Work to complete ::
Can you pull out each line of the data below that includes the word "components"?

Data ::
• • •
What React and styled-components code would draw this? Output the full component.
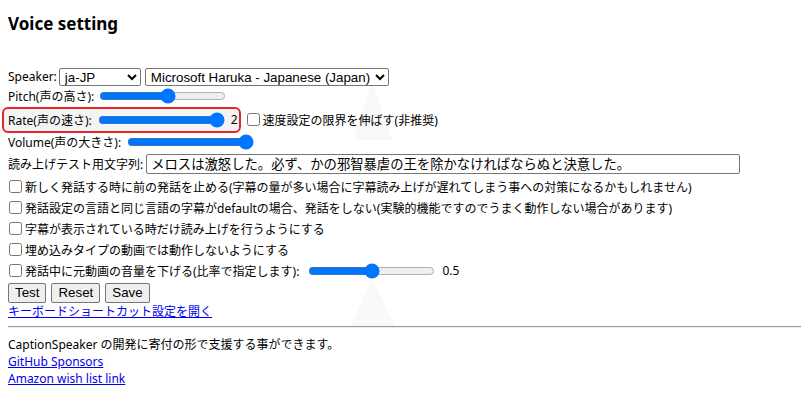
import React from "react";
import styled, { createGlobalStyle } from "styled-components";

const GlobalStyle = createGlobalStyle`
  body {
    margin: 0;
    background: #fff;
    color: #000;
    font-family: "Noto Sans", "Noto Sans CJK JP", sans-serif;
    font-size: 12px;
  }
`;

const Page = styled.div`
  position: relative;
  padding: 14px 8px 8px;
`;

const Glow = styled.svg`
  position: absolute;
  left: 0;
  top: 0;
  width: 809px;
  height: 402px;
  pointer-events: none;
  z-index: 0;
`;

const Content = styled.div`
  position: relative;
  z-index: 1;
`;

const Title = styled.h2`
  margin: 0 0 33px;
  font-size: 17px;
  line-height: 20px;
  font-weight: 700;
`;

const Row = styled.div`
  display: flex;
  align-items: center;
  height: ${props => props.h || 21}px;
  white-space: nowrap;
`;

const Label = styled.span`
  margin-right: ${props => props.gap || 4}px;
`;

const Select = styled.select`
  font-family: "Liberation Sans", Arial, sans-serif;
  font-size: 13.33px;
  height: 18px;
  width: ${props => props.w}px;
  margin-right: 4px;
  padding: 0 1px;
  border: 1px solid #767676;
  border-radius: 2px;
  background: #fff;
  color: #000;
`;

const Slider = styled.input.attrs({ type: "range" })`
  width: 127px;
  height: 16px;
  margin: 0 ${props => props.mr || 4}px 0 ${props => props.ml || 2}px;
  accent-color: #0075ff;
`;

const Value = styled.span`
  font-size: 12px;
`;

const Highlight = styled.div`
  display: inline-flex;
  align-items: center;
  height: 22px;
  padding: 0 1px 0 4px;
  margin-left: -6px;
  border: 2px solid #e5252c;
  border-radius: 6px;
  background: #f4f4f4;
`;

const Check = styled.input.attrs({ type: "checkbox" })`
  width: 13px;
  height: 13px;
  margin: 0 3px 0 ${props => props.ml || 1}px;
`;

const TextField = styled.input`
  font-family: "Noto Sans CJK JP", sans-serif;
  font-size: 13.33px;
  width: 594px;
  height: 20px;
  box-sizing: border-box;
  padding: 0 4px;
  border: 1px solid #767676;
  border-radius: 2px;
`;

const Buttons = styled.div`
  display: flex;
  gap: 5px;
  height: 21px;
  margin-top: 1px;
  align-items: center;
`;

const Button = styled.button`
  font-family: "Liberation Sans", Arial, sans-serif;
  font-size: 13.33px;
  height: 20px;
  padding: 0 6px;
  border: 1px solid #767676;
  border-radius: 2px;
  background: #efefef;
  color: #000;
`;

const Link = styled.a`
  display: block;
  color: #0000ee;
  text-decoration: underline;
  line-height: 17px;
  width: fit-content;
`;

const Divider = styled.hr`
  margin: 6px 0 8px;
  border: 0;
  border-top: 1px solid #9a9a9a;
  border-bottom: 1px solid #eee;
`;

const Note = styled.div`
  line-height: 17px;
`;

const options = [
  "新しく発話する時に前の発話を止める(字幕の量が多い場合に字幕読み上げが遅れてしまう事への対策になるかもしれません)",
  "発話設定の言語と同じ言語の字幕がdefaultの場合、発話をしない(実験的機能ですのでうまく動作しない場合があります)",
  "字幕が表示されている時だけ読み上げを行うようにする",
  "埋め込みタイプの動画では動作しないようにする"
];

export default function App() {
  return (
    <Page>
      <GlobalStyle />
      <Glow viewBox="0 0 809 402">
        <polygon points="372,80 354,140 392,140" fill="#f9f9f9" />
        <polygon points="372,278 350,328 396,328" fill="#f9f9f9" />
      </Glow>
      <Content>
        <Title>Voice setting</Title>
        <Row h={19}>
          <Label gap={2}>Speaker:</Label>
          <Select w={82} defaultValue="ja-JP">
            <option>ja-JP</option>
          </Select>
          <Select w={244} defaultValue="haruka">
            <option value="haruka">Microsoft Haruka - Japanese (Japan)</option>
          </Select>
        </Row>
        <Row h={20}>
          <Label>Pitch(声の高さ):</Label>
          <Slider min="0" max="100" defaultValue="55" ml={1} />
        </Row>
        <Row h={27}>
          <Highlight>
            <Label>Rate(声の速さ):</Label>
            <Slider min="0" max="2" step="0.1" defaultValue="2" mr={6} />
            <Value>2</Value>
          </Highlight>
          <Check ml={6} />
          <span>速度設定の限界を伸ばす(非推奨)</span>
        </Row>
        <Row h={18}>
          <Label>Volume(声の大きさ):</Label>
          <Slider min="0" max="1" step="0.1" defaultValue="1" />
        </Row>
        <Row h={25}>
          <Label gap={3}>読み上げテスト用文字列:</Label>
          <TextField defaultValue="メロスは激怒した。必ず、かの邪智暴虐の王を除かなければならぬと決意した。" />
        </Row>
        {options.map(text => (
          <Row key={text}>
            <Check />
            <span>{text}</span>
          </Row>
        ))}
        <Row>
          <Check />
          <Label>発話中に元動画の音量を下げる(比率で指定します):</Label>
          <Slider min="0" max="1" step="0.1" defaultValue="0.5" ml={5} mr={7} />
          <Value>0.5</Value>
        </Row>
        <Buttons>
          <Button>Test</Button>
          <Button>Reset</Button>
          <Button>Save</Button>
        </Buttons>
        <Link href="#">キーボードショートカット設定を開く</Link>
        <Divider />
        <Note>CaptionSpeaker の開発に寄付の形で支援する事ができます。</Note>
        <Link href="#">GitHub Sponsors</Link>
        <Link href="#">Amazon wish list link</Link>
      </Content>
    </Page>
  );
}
• • •
Response to the exercise ::
What React and styled-components code would draw this? Output the full component.
import styled, { createGlobalStyle } from "styled-components";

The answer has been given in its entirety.